Enhancing Protein-Ligand Binding Affinity Prediction via Parameter-Efficient Fine-Tuning of Protein and Chemical Language Models
摘要
Predicting protein-ligand binding affinity (PLBA) is a crucial task in drug discovery. However, the performance and practicality of existing deep learning models are limited due to the scarcity of high-quality data. Protein language models (PLMs) and chemical language models (CLMs) offer a promising alternative for molecular representation, with the potential to significantly improve predictive accuracy. Nevertheless, the lack of effective integration frameworks has limited the full potential of PLMs and CLMs for PLBA and existing models often overlook the heterogeneity between language models and downstream tasks. To address these issues, we propose two frameworks utilizing parameter-efficient fine-tuning (PEFT) methods for PLBA prediction. The first framework (KLG) integrates Knowledge learned from Language models into advanced Geometric graph networks.

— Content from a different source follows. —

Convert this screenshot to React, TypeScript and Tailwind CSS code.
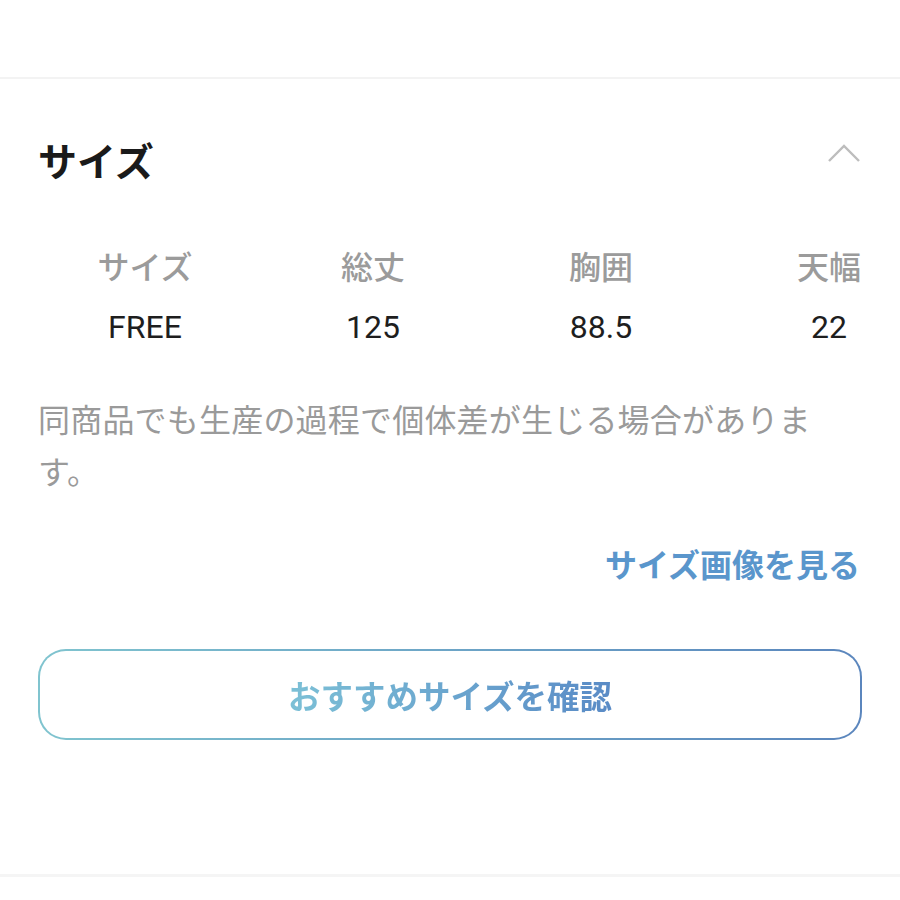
import React from "react";

const jp = { fontFamily: '"Noto Sans CJK JP", "Noto Sans", sans-serif' };
const num = { fontFamily: 'Roboto, "Noto Sans CJK JP", sans-serif' };

export default function App() {
  const cols = [
    { h: "サイズ", v: "FREE" },
    { h: "総丈", v: "125" },
    { h: "胸囲", v: "88.5" },
    { h: "天幅", v: "22" },
  ];
  return (
    <div className="w-[900px] h-[900px] bg-white overflow-hidden" style={jp}>
      <div className="h-[77px]" />
      <div className="h-[2px] bg-[#f3f3f3]" />
      <div className="px-[38px]">
        <div className="flex items-center justify-between h-[162px] pt-[42px] pb-[42px]">
          <div className="text-[39px] font-bold text-[#1a1a1a] leading-none -mt-[2px]">サイズ</div>
          <svg width="34" height="20" viewBox="0 0 34 20" className="mr-[1px] -mt-[14px]">
            <path d="M2 18 L17 3 L32 18" fill="none" stroke="#bdbdbd" strokeWidth="2.4" />
          </svg>
        </div>
      </div>
      <div className="flex ml-[31px] w-[912px] mt-[4px]">
        {cols.map((c) => (
          <div key={c.h} className="w-[228px] flex flex-col items-center">
            <div className="text-[32px] leading-[40px] text-[#9b9b9b] font-medium">{c.h}</div>
            <div className="text-[32px] leading-[40px] text-[#1e1e1e] mt-[22px]" style={num}>{c.v}</div>
          </div>
        ))}
      </div>
      <div className="px-[38px]">
        <p className="mt-[45px] text-[32px] leading-[52px] text-[#9a9a9a] w-[790px] tracking-[0.2px]">
          同商品でも生産の過程で個体差が生じる場合があります。
        </p>
        <div className="flex justify-end mt-[47px]">
          <span className="text-[32px] leading-[40px] font-bold text-[#5a96cc] mr-[2px]">サイズ画像を見る</span>
        </div>
        <div className="mt-[66px] rounded-[28px] p-[2px] bg-gradient-to-r from-[#80c4cf] to-[#5b86bd]">
          <div className="h-[87px] rounded-[26px] bg-white flex items-center justify-center">
            <span className="text-[32.5px] font-bold leading-[40px] bg-gradient-to-r from-[#7cc0d6] to-[#5a8bc6] bg-clip-text text-transparent">
              おすすめサイズを確認
            </span>
          </div>
        </div>
      </div>
      <div className="h-[134px]" />
      <div className="h-[3px] bg-[#f5f5f5]" />
    </div>
  );
}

The second framework (LCB) leverages Language models to generate representations of proteins and ligands, employing Cross-attention mechanisms and a four-Branch neural network to process the features. To thoroughly explore the potential of PLMs and CLMs in the PLBA task, we fine-tune them in both frameworks using various PEFT methods, including Adapters, LoRA, BitFit, and QLoRA. Experimental results demonstrate the effectiveness and practicality of both frameworks, and we hope our work will inspire further applications of PLMs and CLMs in drug discovery.